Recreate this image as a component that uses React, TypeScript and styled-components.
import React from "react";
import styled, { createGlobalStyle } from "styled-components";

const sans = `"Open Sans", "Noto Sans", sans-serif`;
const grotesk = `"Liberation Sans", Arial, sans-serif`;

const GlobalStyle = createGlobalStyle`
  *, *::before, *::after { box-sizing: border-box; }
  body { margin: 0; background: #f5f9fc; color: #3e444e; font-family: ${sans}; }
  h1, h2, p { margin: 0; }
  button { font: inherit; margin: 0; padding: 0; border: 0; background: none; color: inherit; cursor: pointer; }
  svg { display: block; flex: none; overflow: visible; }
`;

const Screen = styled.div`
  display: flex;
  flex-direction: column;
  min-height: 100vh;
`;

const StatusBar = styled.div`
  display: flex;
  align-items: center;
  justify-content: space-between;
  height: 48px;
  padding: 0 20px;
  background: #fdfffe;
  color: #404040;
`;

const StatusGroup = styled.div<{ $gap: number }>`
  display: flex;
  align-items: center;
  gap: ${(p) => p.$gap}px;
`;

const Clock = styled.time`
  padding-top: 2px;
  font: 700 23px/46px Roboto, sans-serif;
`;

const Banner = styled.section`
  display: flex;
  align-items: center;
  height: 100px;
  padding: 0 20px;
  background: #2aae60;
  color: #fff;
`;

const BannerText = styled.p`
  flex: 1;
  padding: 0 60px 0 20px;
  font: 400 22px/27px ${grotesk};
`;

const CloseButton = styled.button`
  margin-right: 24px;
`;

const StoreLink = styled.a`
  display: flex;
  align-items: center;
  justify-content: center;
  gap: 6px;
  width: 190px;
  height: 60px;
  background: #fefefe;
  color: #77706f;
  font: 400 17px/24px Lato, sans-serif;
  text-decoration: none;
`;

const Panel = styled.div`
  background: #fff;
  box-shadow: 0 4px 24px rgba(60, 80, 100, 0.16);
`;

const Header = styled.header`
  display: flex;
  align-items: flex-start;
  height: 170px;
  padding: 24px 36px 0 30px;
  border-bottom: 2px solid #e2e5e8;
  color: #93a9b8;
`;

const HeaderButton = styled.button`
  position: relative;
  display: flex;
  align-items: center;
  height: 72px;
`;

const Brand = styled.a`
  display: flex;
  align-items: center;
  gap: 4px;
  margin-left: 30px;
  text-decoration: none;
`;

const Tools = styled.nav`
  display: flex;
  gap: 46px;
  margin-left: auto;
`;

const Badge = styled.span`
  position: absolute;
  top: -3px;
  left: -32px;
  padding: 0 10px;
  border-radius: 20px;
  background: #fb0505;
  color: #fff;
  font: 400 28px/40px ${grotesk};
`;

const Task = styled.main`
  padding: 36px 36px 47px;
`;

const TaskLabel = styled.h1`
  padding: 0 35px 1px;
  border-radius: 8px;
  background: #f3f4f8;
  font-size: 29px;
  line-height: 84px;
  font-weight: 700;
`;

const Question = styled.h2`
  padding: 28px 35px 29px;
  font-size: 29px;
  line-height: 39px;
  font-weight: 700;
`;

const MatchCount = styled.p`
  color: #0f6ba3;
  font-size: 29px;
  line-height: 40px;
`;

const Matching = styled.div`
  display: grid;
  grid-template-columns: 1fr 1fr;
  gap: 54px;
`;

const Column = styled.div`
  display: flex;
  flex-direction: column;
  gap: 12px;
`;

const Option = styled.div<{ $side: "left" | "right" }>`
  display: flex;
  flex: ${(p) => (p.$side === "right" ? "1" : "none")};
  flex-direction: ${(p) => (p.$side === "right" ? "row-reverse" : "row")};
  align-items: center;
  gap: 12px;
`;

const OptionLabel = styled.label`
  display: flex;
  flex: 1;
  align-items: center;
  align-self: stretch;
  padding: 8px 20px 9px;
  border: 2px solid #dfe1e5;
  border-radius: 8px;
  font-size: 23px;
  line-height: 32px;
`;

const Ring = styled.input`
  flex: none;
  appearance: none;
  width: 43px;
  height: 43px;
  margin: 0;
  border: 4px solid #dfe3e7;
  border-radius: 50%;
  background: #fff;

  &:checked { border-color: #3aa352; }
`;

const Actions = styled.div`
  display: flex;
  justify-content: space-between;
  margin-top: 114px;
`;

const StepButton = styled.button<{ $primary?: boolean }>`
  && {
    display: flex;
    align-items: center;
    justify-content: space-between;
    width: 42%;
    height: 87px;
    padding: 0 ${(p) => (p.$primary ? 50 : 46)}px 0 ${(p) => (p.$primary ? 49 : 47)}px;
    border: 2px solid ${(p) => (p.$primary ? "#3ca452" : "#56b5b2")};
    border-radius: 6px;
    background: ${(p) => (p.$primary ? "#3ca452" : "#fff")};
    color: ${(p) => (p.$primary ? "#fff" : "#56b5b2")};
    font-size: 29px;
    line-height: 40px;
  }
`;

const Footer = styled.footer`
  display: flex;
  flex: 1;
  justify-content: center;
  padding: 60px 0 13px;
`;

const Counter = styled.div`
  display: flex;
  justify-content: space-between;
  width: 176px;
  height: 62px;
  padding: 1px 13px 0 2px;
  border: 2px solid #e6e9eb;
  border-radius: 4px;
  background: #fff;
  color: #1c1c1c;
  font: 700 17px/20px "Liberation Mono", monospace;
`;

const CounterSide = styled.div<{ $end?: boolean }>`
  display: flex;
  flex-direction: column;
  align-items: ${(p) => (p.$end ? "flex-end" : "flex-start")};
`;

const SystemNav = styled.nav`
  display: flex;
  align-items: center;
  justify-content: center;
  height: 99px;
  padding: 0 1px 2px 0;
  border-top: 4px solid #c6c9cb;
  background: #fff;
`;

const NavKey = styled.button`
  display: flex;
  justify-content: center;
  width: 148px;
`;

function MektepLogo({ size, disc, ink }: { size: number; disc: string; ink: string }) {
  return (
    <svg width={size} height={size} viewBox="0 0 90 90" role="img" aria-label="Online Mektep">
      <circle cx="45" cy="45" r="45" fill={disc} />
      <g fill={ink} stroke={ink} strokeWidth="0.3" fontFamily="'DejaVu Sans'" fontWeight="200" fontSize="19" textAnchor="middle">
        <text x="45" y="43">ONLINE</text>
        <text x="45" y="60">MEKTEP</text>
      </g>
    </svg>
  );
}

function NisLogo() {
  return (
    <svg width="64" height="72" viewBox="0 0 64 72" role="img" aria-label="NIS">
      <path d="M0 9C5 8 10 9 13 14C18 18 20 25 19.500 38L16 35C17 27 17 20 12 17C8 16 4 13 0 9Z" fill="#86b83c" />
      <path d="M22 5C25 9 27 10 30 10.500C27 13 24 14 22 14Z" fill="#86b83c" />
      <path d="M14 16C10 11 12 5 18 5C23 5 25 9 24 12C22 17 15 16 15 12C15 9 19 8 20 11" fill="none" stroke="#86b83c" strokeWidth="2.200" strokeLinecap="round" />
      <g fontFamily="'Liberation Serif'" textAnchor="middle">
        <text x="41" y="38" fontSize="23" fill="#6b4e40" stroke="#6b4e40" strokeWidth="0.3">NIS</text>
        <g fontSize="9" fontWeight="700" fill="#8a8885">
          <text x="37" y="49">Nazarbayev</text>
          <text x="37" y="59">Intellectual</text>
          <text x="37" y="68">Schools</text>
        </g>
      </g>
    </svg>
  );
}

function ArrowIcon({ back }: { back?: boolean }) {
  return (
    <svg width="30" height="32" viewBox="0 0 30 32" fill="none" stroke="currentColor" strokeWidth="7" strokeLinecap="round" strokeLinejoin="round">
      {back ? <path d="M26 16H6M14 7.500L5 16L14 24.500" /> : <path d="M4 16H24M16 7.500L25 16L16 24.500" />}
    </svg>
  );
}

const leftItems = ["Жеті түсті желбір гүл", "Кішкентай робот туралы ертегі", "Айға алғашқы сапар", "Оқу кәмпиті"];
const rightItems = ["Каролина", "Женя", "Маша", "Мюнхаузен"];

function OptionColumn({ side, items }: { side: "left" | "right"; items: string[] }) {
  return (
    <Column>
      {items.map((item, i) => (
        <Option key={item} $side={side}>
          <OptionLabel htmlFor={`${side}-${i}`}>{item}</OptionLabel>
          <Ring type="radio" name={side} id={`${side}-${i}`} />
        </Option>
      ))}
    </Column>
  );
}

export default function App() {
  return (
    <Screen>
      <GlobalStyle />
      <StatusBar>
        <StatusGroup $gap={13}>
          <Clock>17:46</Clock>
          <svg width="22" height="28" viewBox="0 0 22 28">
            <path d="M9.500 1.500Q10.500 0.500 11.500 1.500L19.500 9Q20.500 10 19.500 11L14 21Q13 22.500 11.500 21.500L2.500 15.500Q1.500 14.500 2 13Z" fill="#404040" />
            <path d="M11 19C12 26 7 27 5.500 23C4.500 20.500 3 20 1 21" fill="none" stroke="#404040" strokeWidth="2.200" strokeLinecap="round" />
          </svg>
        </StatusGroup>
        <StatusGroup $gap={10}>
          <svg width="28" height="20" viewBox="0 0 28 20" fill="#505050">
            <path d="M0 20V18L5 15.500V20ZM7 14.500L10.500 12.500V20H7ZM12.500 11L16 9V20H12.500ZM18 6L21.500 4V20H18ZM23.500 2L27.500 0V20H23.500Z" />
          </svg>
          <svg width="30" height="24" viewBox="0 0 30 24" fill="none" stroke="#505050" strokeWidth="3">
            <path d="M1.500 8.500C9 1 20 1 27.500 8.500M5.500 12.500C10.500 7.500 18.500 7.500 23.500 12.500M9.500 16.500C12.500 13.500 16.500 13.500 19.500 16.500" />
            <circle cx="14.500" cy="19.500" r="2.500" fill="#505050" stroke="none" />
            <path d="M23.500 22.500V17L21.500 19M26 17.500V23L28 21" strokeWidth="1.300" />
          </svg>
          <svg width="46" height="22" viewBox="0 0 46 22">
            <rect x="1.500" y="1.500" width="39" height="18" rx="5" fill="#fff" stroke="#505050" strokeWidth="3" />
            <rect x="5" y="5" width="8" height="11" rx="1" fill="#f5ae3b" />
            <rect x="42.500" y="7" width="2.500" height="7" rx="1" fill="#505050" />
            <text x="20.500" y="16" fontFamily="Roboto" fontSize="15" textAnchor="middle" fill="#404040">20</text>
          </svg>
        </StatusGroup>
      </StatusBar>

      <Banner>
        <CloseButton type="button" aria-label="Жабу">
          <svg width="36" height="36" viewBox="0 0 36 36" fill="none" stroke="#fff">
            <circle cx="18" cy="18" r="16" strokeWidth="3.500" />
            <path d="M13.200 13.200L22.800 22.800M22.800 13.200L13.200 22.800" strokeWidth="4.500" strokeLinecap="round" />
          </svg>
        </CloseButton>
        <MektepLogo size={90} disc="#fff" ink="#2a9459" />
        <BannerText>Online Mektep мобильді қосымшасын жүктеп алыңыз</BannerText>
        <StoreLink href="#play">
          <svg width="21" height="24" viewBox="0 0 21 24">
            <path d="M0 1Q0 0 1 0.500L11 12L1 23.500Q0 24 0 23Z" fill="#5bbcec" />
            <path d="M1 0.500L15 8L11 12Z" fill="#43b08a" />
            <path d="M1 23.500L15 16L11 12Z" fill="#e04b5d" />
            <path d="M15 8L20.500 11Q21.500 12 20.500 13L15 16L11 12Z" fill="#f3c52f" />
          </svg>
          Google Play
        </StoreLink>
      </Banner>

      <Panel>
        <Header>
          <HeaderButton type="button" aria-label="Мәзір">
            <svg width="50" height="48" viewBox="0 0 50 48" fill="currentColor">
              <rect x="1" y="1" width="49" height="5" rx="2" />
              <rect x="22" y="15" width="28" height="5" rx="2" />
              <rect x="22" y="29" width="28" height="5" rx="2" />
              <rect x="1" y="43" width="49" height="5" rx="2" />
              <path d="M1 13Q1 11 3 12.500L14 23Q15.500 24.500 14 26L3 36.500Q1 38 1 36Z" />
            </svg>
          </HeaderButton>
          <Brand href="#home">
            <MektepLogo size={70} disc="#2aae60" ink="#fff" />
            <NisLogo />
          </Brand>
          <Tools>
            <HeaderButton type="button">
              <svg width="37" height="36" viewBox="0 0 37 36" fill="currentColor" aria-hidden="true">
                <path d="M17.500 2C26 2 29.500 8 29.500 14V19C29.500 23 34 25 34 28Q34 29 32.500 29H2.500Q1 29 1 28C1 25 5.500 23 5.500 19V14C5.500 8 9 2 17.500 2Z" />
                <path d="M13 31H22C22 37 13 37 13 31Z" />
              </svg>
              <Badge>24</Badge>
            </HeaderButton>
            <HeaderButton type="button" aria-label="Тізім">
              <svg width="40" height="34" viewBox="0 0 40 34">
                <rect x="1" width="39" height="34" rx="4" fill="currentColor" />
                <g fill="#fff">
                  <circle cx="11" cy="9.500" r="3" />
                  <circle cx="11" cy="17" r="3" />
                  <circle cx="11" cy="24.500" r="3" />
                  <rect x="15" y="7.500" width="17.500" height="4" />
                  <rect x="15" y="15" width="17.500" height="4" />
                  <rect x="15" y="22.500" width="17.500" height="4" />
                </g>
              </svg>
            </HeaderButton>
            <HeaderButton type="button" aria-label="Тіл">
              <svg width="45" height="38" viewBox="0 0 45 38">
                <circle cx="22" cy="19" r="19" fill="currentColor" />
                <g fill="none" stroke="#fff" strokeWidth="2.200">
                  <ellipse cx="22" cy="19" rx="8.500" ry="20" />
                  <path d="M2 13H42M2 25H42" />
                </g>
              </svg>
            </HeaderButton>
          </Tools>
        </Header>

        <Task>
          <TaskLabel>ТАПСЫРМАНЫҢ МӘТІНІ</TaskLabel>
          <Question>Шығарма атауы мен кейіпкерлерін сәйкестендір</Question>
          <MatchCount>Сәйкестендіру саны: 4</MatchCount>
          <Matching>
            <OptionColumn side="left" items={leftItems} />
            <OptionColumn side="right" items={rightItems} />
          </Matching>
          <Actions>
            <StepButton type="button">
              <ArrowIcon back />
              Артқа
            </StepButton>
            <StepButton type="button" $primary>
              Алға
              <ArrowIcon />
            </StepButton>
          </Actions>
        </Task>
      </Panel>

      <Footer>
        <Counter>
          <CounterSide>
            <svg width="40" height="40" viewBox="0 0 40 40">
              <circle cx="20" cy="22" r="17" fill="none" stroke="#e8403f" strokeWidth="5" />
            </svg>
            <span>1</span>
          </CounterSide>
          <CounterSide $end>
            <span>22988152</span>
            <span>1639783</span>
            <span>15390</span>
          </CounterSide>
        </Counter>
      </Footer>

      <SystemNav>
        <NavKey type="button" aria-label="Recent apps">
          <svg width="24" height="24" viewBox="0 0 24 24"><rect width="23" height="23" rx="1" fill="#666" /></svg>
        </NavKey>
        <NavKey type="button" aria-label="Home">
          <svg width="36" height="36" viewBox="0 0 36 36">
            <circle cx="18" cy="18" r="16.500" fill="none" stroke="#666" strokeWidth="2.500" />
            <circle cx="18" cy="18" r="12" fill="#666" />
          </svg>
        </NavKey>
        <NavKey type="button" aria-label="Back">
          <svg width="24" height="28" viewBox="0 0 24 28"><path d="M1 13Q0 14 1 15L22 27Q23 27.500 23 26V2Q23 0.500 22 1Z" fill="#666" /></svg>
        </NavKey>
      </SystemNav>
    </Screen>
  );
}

________________________

In the listing above, how many lines hold the word "React"? Give the number and nothing more.

2